As Geraint Talfan Davies laments the absence of a giving culture in the UK (AP170, p7), he follows countless Britons down the well-worn path of excuses for the state of philanthropy in this country, pulling a cart of misconceptions behind him. In its cargo are any number of reasons Britons are less philanthropic than Americans. A lack of tax incentives. A belief that increased donations will justify government spending cuts. That it’s simply “un-British.” While there’s truth in Davies’s statement that philanthropy is “planted deep in the American civic culture,” he keeps at arm’s length the main reason for the UK’s lack of a culture of giving – Britain’s continued reluctance to develop a culture of asking.

It should come as no surprise. The Department for Education and Skills addressed it in May 2004 in its report ‘Increasing voluntary giving to higher education: Task Force report to Government’, better known as the Thomas report. Although it focused on academia, the study’s findings should have reverberated not only throughout the arts and cultural world, but throughout Britain’s entire non-profit sector. Four years later, however, we’re still dealing with the same issues, making the same excuses. When Davies says that “changing the culture of giving is a task for the long haul,” the implication is that we won’t see change for some time, that no immediate change is possible. But that resignation, that we can’t do anything now, is the heart of our problem.

When Davies adds that “a handful of spectacular donations might well be accomplished quickly, but changing giving habits at a more modest level will take a lot longer, especially in parts of the country like Wales or the North East of England which have more limited corporate sectors, and thus much smaller pockets of wealth”, he sells short a wide swath of the UK, and he’s just plain wrong.

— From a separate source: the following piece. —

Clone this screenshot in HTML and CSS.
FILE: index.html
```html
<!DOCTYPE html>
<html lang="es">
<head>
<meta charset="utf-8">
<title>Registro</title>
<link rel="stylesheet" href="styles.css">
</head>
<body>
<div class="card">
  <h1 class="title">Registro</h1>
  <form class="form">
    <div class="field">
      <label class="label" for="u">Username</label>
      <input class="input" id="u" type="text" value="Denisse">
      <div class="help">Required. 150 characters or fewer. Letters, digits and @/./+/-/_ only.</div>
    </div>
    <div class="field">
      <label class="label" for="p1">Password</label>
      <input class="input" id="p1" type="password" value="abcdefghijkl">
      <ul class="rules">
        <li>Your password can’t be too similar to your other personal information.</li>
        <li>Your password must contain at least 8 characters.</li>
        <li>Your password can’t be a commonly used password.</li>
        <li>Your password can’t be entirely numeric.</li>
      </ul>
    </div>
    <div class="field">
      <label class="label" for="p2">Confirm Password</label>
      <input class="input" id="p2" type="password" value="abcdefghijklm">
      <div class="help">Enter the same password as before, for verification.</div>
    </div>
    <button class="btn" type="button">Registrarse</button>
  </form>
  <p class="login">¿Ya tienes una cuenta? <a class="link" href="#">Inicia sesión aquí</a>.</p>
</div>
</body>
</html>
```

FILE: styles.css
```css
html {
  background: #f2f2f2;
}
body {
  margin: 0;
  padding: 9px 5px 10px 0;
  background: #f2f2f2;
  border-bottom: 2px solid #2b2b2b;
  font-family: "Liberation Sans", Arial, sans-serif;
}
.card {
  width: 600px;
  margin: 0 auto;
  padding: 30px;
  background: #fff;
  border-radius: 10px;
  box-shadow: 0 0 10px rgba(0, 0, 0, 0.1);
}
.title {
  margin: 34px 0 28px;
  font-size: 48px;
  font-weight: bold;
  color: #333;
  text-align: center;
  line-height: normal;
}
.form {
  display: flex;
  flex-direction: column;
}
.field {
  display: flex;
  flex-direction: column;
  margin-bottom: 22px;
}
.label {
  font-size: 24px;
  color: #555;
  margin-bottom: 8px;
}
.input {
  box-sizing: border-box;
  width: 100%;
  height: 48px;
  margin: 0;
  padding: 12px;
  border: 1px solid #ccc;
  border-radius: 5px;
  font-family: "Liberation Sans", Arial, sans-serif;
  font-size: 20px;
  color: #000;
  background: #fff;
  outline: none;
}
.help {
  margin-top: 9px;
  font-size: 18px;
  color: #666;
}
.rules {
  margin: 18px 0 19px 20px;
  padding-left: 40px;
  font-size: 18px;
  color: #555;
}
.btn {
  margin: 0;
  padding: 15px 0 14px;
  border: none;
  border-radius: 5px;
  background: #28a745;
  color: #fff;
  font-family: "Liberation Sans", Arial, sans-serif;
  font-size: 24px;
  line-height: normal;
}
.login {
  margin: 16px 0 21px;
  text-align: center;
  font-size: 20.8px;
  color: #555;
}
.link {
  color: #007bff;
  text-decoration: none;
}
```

If we are learning anything from our American colleagues, we should know that charitable giving as a percentage of income decreases as earning rises. That’s right: the wealthier you are, the less you give, and spectacular donations from the wealthy often lose their lustre when calculated as a percentage of income. And Davies makes a common mistake in assuming that a local corporate presence will drive philanthropy. If this were true we’d see a cluster of spectacular donations in every city with a premiership football club.

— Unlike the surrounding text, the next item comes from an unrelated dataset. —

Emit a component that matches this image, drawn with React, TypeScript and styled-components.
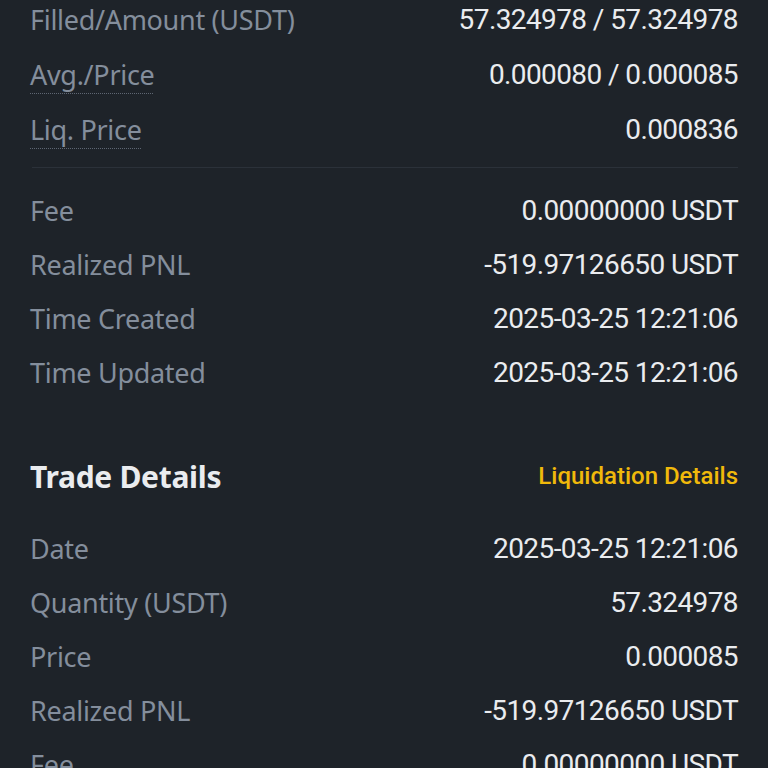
import styled, { createGlobalStyle } from "styled-components";

const GlobalStyle = createGlobalStyle`
  html, body {
    margin: 0;
    padding: 0;
    background: #1e2329;
  }
  body {
    font-family: "Noto Sans", Roboto, sans-serif;
    -webkit-font-smoothing: antialiased;
  }
`

const Page = styled.div`
  width: 768px;
  height: 768px;
  overflow: hidden;
  background: #1e2329;
  padding: 0 30px;
  box-sizing: border-box;
`
const Inner = styled.div`
  margin-top: -8px;
  display: flex;
  flex-direction: column;
`
const Row = styled.div<{ $h?: number }>`
  height: ${(p) => p.$h ?? 54}px;
  display: flex;
  align-items: center;
  justify-content: space-between;
`
const Label = styled.span<{ $dotted?: boolean }>`
  color: #848e9c;
  font-family: "Noto Sans", sans-serif;
  font-size: 27px;
  letter-spacing: -0.3px;
  text-decoration: ${(p) => (p.$dotted ? "underline dotted #5e6673" : "none")};
  text-decoration-thickness: 1px;
  text-underline-offset: 8px;
`
const Value = styled.span`
  color: #eaecef;
  font-family: Roboto, sans-serif;
  font-size: 28px;
  letter-spacing: -0.6px;
`
const Divider = styled.div`
  height: 1px;
  background: #2b3139;
  margin: 10px 0 15px 2px;
`
const Header = styled.div`
  height: 60px;
  margin-top: 47px;
  margin-bottom: 15px;
  display: flex;
  align-items: center;
  justify-content: space-between;
`
const Title = styled.span`
  color: #eaecef;
  font-family: "Noto Sans", sans-serif;
  font-weight: 700;
  font-size: 30px;
  letter-spacing: -0.3px;
`
const Link = styled.span`
  color: #f0b90b;
  font-family: Roboto, sans-serif;
  font-weight: 500;
  font-size: 24px;
`

type Item = { label: string; value: string; dotted?: boolean }

const top: Item[] = [
  { label: "Filled/Amount (USDT)", value: "57.324978 / 57.324978" },
  { label: "Avg./Price", value: "0.000080 / 0.000085", dotted: true },
  { label: "Liq. Price", value: "0.000836", dotted: true },
]
const middle: Item[] = [
  { label: "Fee", value: "0.00000000 USDT" },
  { label: "Realized PNL", value: "-519.97126650 USDT" },
  { label: "Time Created", value: "2025-03-25 12:21:06" },
  { label: "Time Updated", value: "2025-03-25 12:21:06" },
]
const trades: Item[] = [
  { label: "Date", value: "2025-03-25 12:21:06" },
  { label: "Quantity (USDT)", value: "57.324978" },
  { label: "Price", value: "0.000085" },
  { label: "Realized PNL", value: "-519.97126650 USDT" },
  { label: "Fee", value: "0.00000000 USDT" },
]

function App() {
  return (
    <>
      <GlobalStyle />
      <Page>
        <Inner>
          {top.map((it) => (
            <Row key={it.label} $h={55}>
              <Label $dotted={it.dotted}>{it.label}</Label>
              <Value>{it.value}</Value>
            </Row>
          ))}
          <Divider />
          {middle.map((it) => (
            <Row key={it.label}>
              <Label>{it.label}</Label>
              <Value>{it.value}</Value>
            </Row>
          ))}
          <Header>
            <Title>Trade Details</Title>
            <Link>Liquidation Details</Link>
          </Header>
          {trades.map((it) => (
            <Row key={it.label}>
              <Label>{it.label}</Label>
              <Value>{it.value}</Value>
            </Row>
          ))}
        </Inner>
      </Page>
    </>
  );
}

export default App;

Geraint Talfan Davies’s biggest mistake, however, is his apparent assumption that philanthropy just happens, nudged by a government publicity drive. But no culture of giving (and certainly no culture of asking) will survive without fundraisers. Did the Watermill Theatre in Newbury automatically benefit from the culture of giving in West Berkshire, or did local donors accept the challenge set out by Watermill’s fundraising staff and volunteers? (Hint: Watermill Theatre received the 2007 ‘Fundraising Campaign of the Year’ award). Whether it’s in London, Edinburgh, Norwich, or even in Wales and the North East of England, successful arts fundraising is happening. It happens when we ask.

When donors in America are asked why they give, tax benefits, naming opportunities and the like are way down on the list. They give because they are asked to give. Our challenge, and I would implore Geraint Talfan Davies to join me, is to ask our donors to give, and to give at the greatest level they can. That’s a change we can make today.

Rick Holland is Senior Consultant with David Dixon Associates.